Common Cold/Virus Protection

The common cold is just that, common, but it is easy to contract when the weather starts to get cold. There is no true vaccine or medicine that completely relieves you from having a cold. However, there are ways you can lower your chances of getting a cold or minimizing the symptoms. By preventing the spread of the common cold comes down to a few basic principles, but it can be hard to avoid if enough people around you are spreading the germs. It is important to realize the effects a cold can have on your work.

Here are a few quick tips from the CDC:

  • Wash your hands often with soap and water.

  • Avoid touching your face with unwashed hands.

  • Stay away from individuals who are sick.

  • Disinfect commonly touched surfaces.

If you happen to get a cold you can help prevent it from spreading by practicing the hygiene tips from above. Even though most of us can battle through a common cold with no major issues it’s still important to avoid gatherings or social events while sick. This will help prevent spreading a cold or virus to others. If you are feeling under the weather it is important to remember the effects it has on you and your work. It is also important to not cut corners or take shortcuts especially when it comes to working safely when you are sick.

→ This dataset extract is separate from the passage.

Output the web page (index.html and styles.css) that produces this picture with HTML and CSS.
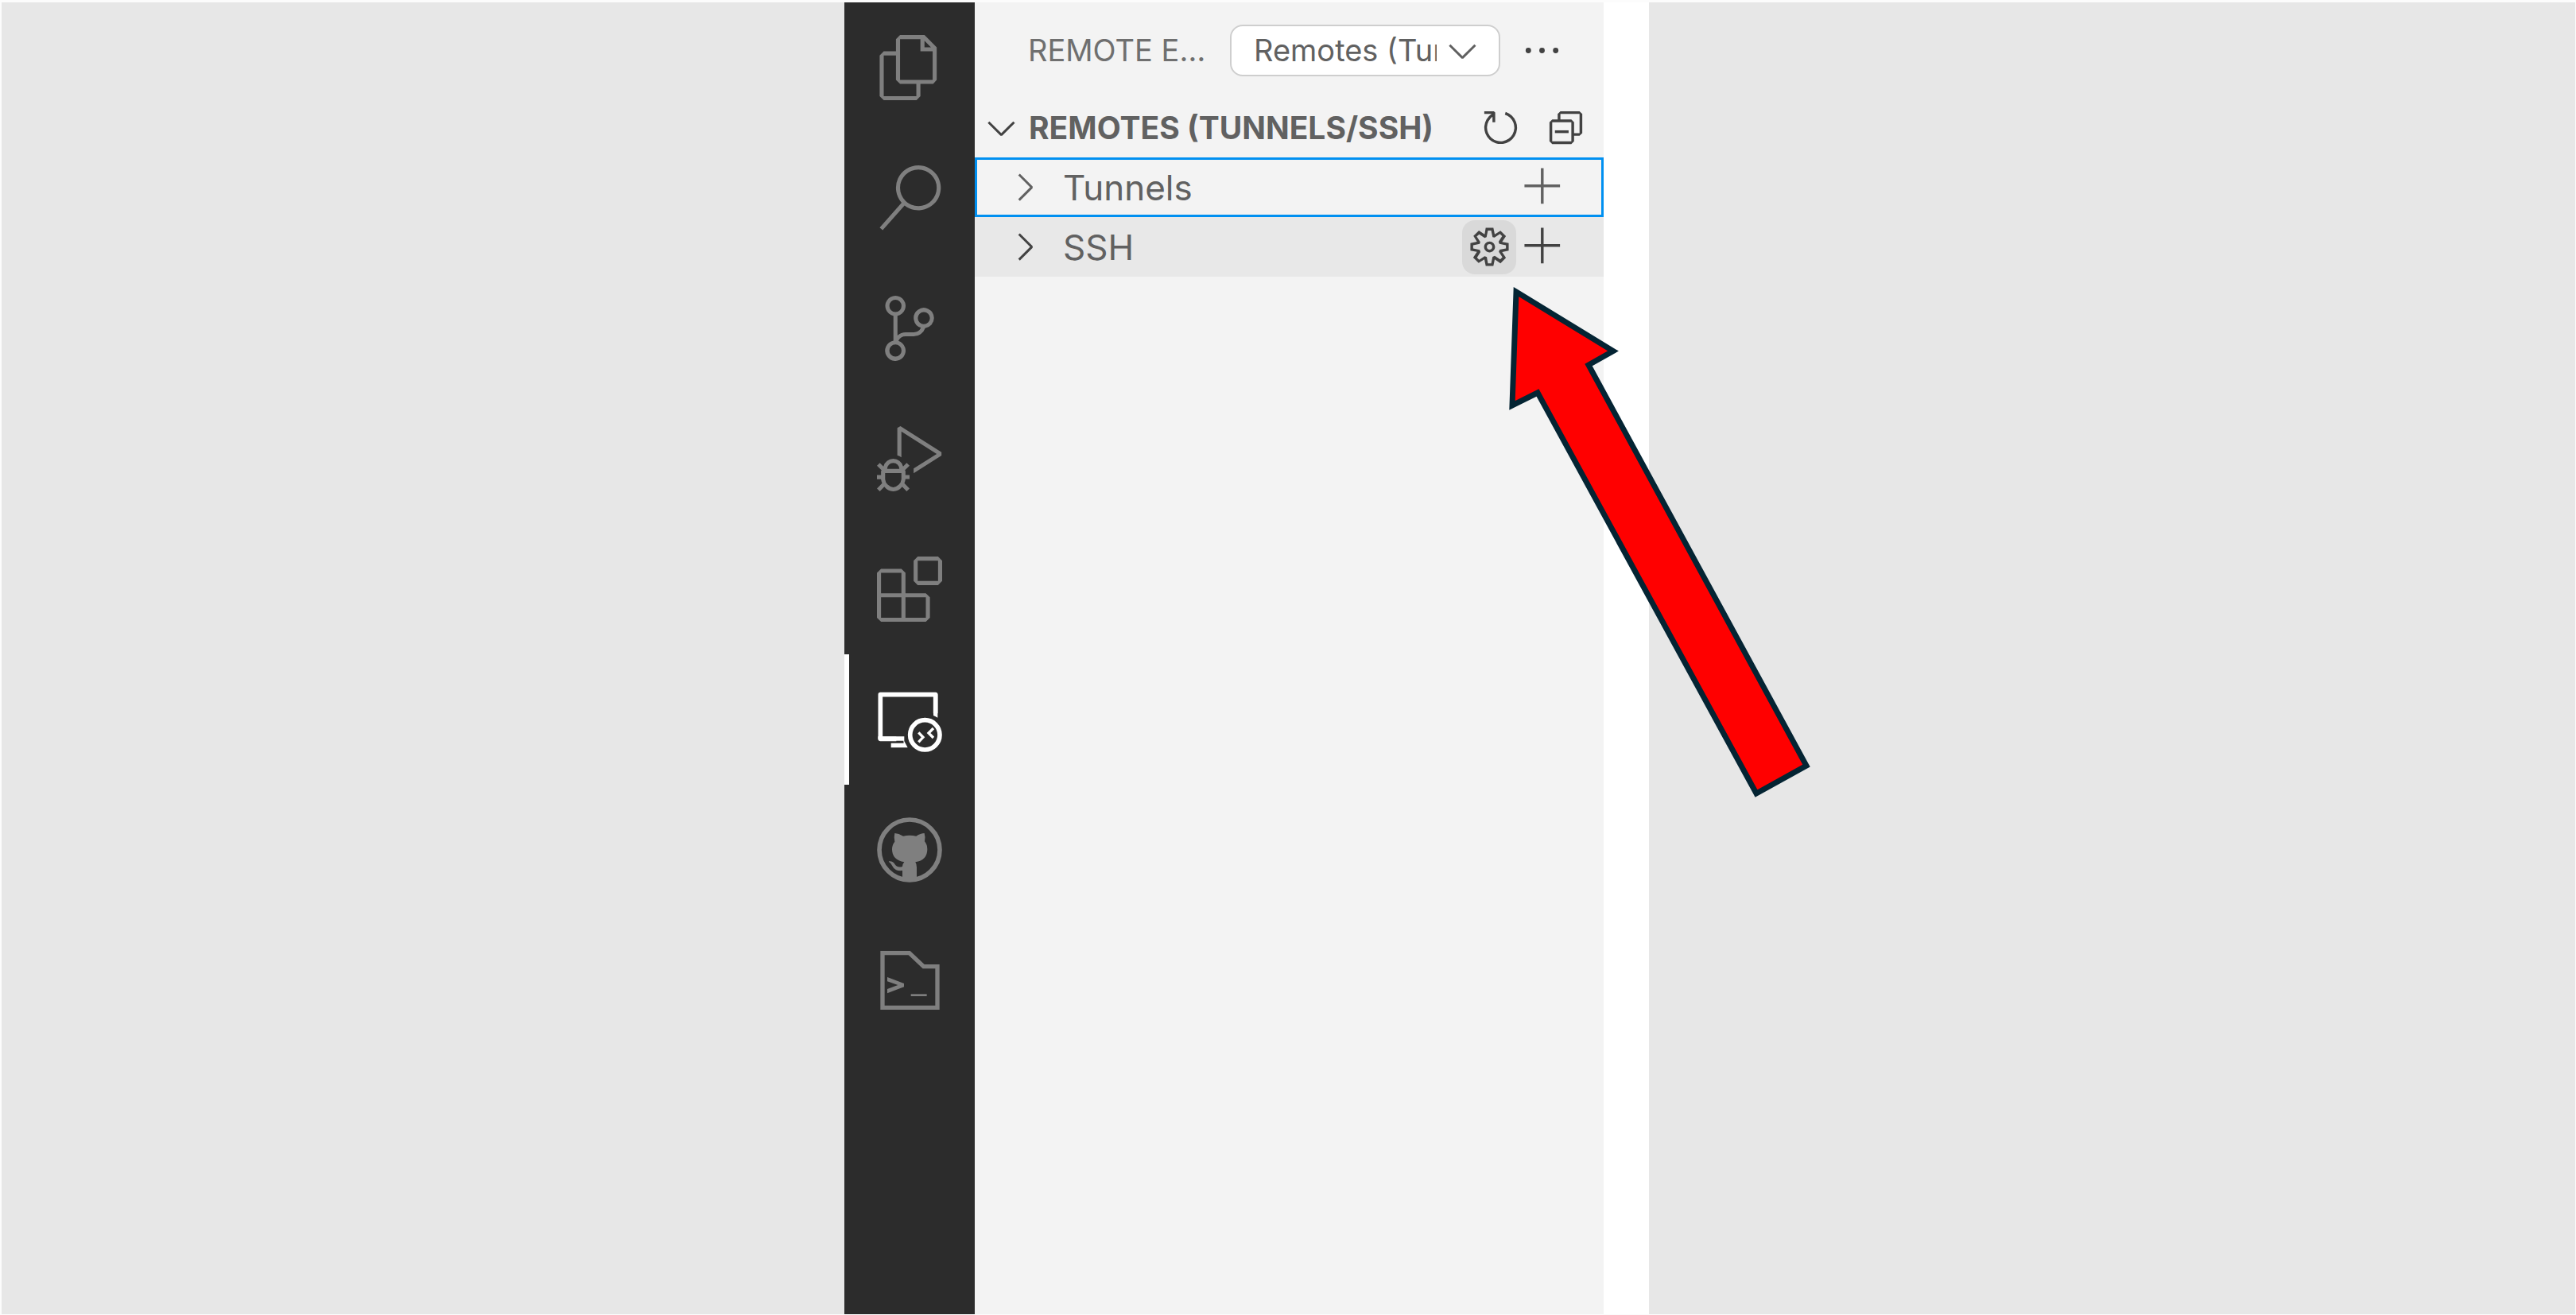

At this time the CDC is closely monitoring an outbreak of a respiratory illness caused by a novel (new) Coronavirus (termed “2019-nCoV”) that was first detected in Wuhan City, Hubei Province, China. The Coronavirus continues to expand, even reaching us here in the United States. There have been 5 confirmed cases reported so far. The states that have reported the virus, as of January 26, 2020, are Arizona, California, Illonois, and Washington State. The risk from virus outbreaks, like the Coronavirus, depends on certain characteristics of the virus. This includes: where it originated, how efficient it spreads between people, the severity of the illness, and all the medical measures that are available to contain the impact (for example, vaccine or treatment medications). Investigations are ongoing to learn more, but person-to-person spread of 2019-nCoV is occurring. It’s important to understand that some viruses are severely contagious, like measles, where other viruses aren’t as deadly. Understanding this will help you better assess the risk of the virus you might potentially have. Even though the CDC is considering 2019-nCov to be a very serious public health threat based on current information, the immediate health risk of the Coronavirus to the U.S. population is low. Nevertheless, the CDC is taking preventative precautions in the case this virus spreads across the United States. It’s a fair guess that more cases will be identified in the coming days in China, but could also possibly include more in the US. Given past data from viruses like MERS and SARS, it’s likely that person-to-person spread will continue to occur.